Modern cinematic experiments like this, The Blair Witch Project, or Sky Captain and the World of Tomorrow demand that the audience stay engaged in a story or characters before ennui sets in. In the case of Brand Upon the Brain! it overstays its welcome by about twenty minutes. Director Maddin reshuffles his deck of trick cards several times during the length of the film, but it’s never quite enough. There are intellectual ideas at work that are clever, and the pain he‘s venting in the story of an unhappy boy striving for some joy and freedom from parental restraints is keenly manifested, but the stylish execution grows monotonous eventually, and one consequently ceases to care. And ceasing to care when a movie is all about involvement and empathy is certain death to a filmmaker‘s goals.
Video Quality
?/5
The film is presented in an anamorphic 1.85:1 transfer. Not having seen the film in a theater, I have no way of knowing if the film on this DVD is an adequate representation of what was theatrically exhibited. All discussion of sharpness, contrast, saturation of the color inserts, grayscale, black levels and shadow detail seems moot for a film that’s designed to look decimated by time and at the mercy of its own supposedly ancient technology (it was filmed in Super 8mm and upconverted from that). It’s always watchable and seems to look exactly as the filmmaker wished, but no video score would really make much sense. The film has been divided into 15 chapters.
Audio Quality
3.5/5
The Dolby Digital 2.0 stereo track is well recorded and features a choice for the viewer of seven different narrators on eight audio tracks. The track I chose to listen to features Isabella Rossellini as the narrator in a track recorded in a studio, and of the eight recorded tracks offered, this one offers the best mix of narration, sound effects, and music. However, two other studio tracks (with director Guy Maddin and Louis Negin who recorded the original narration) and five tracks recorded live (with Eli Wallach, Crispin Glover, Laurie Anderson, John Ashbery, and Isabella Rossellini) in a theatrical setting which includes the audience responses are also offered. (The film was initially designed to be a live theatrical event with live orchestra, Foley artists, and narrator present during its exhibition.)
Special Features
3/5
Two short films directed by Guy Maddin, both in the style of the main feature, are offered on the disc. It’s My Mother’s Birthday Today is a look at Canadian castrato singer Dov Houle, offered in anamorphic widescreen and running 5 ½ minutes. Footsteps takes a 9-minute look at the group of Foley artists who provide sound effects for his films. It, too, is in anamorphic widescreen.

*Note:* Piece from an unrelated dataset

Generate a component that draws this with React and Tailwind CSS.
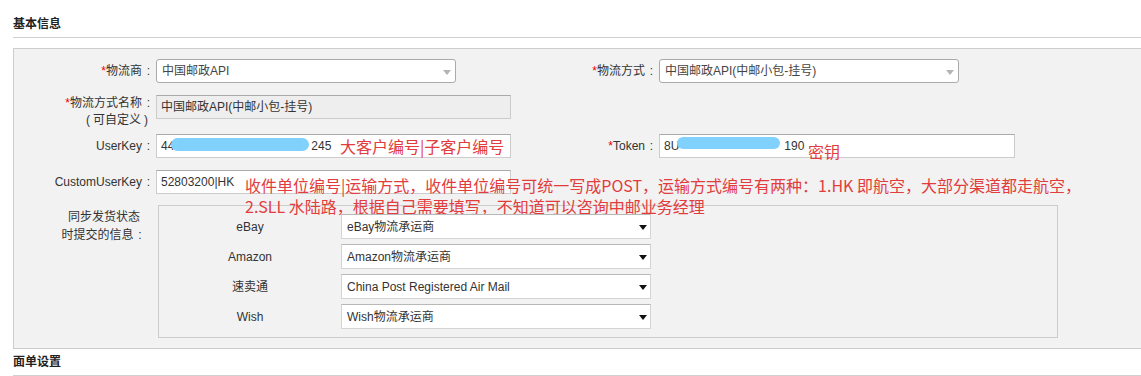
import React from 'react'

function Star() {
  return <span className="text-[#e00]">*</span>
}

// fullwidth colon drawn centred in its em box, as the reference font does
function Colon() {
  return <span className="inline-block w-[13px] text-center">:</span>
}

// select2-style dropdown used in the top row
function Select2({ value, width }) {
  return (
    <div className={`relative h-[24px] ${width} shrink-0 bg-white border border-[#aaa] rounded-[3px] flex items-center pl-[5px] text-[12px] text-[#444]`}>
      {value}
      <span className="absolute right-[4px] top-[10px] w-0 h-0 border-x-[4px] border-x-transparent border-t-[5px] border-t-[#b4b4b4]" />
    </div>
  )
}

// native select inside the sync box
function NativeSelect({ value }) {
  return (
    <div className="relative h-[25px] w-[310px] shrink-0 bg-white border border-[#d4d4d4] border-t-[#b8b8b8] flex items-center pl-[5px] text-[12px] text-[#333]">
      {value}
      <span className="absolute right-[3px] top-[10px] w-0 h-0 border-x-[4px] border-x-transparent border-t-[5px] border-t-[#111]" />
    </div>
  )
}

function Input({ children, width = 'w-[355px]', readOnly, note }) {
  return (
    <div
      className={`relative h-[24px] ${width} shrink-0 border border-[#ccc] border-t-[#aaa] flex items-center pl-[4px] text-[12px] text-[#333] whitespace-nowrap ${
        readOnly ? 'bg-[#eeeeee] border-[#c4c4c4]' : 'bg-white'
      }`}
    >
      {children}
      {note}
    </div>
  )
}

const Blob = ({ className }) => (
  <span className={`inline-block rounded-full bg-[#80d1fc] ${className}`} />
)

const red = "text-[16px] text-[#e23c3c] font-['Noto_Sans_CJK_SC',sans-serif] whitespace-nowrap"

export default function App() {
  return (
    <div className="w-[1141px] h-[376px] overflow-hidden bg-white text-[12px] text-[#333] font-['Liberation_Sans','Noto_Sans_CJK_SC',sans-serif]">
      {/* 基本信息 heading */}
      <div className="ml-[13px] h-[38px] pt-[16px] leading-[16px] font-bold text-[#222] border-b border-[#d0d0d0]">
        基本信息
      </div>

      {/* main panel */}
      <div className="ml-[13px] mt-[10px] h-[301px] bg-[#f2f2f2] border border-r-0 border-[#ccc] pt-[10px]">
        {/* row 1 */}
        <div className="flex items-center">
          <div className="flex items-center w-[497px] shrink-0">
            <div className="w-[142px] text-right pr-[1px]"><Star />物流商<Colon /></div>
            <Select2 value="中国邮政API" width="w-[300px]" />
          </div>
          <div className="w-[148px] text-right pr-[1px]"><Star />物流方式<Colon /></div>
          <Select2 value="中国邮政API(中邮小包-挂号)" width="w-[300px]" />
        </div>

        {/* row 2 */}
        <div className="flex items-start mt-[12px] h-[34px]">
          <div className="w-[142px] text-right pr-[1px] leading-[17px]">
            <div><Star />物流方式名称<Colon /></div>
            <div className="pr-[4px]">
              <span className="inline-block w-[10px] text-center">(</span>
              可自定义
              <span className="inline-block w-[10px] text-center">)</span>
            </div>
          </div>
          <Input readOnly>中国邮政API(中邮小包-挂号)</Input>
        </div>

        {/* row 3 */}
        <div className="flex items-center mt-[5px]">
          <div className="flex items-center w-[497px] shrink-0">
            <div className="w-[142px] text-right pr-[1px]">UserKey<Colon /></div>
            <Input
              note={
                <span className={`absolute left-[183px] top-[-1px] leading-[24px] ${red}`}>大客户编号|子客户编号</span>
              }
            >
              <span>44</span>
              <Blob className="-ml-[3px] w-[138px] h-[13px] mb-[3px]" />
              <span className="ml-[2px]">245</span>
            </Input>
          </div>
          <div className="w-[148px] text-right pr-[1px]"><Star />Token<Colon /></div>
          <Input
            width="w-[356px]"
            note={<span className={`absolute left-[148px] top-[4px] leading-[24px] ${red}`}>密钥</span>}
          >
            <span>8U</span>
            <Blob className="-ml-[2px] w-[103px] h-[12px] mb-[7px]" />
            <span className="ml-[4px]">190</span>
          </Input>
        </div>

        {/* row 4 */}
        <div className="relative flex items-center mt-[12px]">
          <div className="w-[142px] text-right pr-[1px]">CustomUserKey<Colon /></div>
          <Input>52803200|HK</Input>
          <div className={`absolute left-[231px] top-[5px] leading-[21px] ${red}`}>
            <div>收件单位编号|运输方式，收件单位编号可统一写成POST，运输方式编号有两种：1.HK 即航空，大部分渠道都走航空，</div>
            <div>2.SLL 水陆路，根据自己需要填写，不知道可以咨询中邮业务经理</div>
          </div>
        </div>

        {/* row 5: sync info */}
        <div className="flex items-start mt-[11px]">
          <div className="w-[142px] flex justify-end pr-[5px] pt-[3px]">
            <div className="w-[94px] text-center leading-[18px]">
              <div>同步发货状态</div>
              <div>时提交的信息<Colon /></div>
            </div>
          </div>
          <div className="ml-[2px] w-[900px] h-[133px] border border-[#ccc] pt-[8px] flex flex-col gap-[5px]">
            {[
              ['eBay', 'eBay物流承运商'],
              ['Amazon', 'Amazon物流承运商'],
              ['速卖通', 'China Post Registered Air Mail'],
              ['Wish', 'Wish物流承运商'],
            ].map(([name, value]) => (
              <div key={name} className="flex items-center">
                <div className="w-[182px] text-center text-[#333]">{name}</div>
                <NativeSelect value={value} />
              </div>
            ))}
          </div>
        </div>
      </div>

      {/* 面单设置 heading */}
      <div className="ml-[13px] h-[27px] pt-[5px] leading-[16px] font-bold text-[#222] border-b border-[#d0d0d0]">
        面单设置
      </div>
    </div>
  )
}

97 Percent True is a 50 ½-minute documentary focusing on director Guy Maddin and his evolving cinematic signature in the making of this movie and his previous shorts and features. Also participating in the discussion on the making of the movie are the film’s producer, cinematographer, composer, film editor, and co-writer.
One deleted scene is included on the disc. It’s in anamorphic widescreen and runs 6 minutes. Portions of the scene were included in the finished film.
The original theatrical trailer is offered in nonanamorphic letterbox and runs for 1 ½ minutes.
The enclosed 14-page booklet contains an essay by film writer and historian Dennis Lim. In it he celebrates the director’s individual vision and gives a lengthy analysis of the movie and of other Maddin films.
In Conclusion
3.5/5 (not an average)
The audience response on some of the alternative audio tracks offered on the disc shows that many people really loved this unusual experiment in autobiographical soul baring. If you’re in the mood for something very different from the normal look back at a person’s youth, Brand Upon the Brain! may just be for you.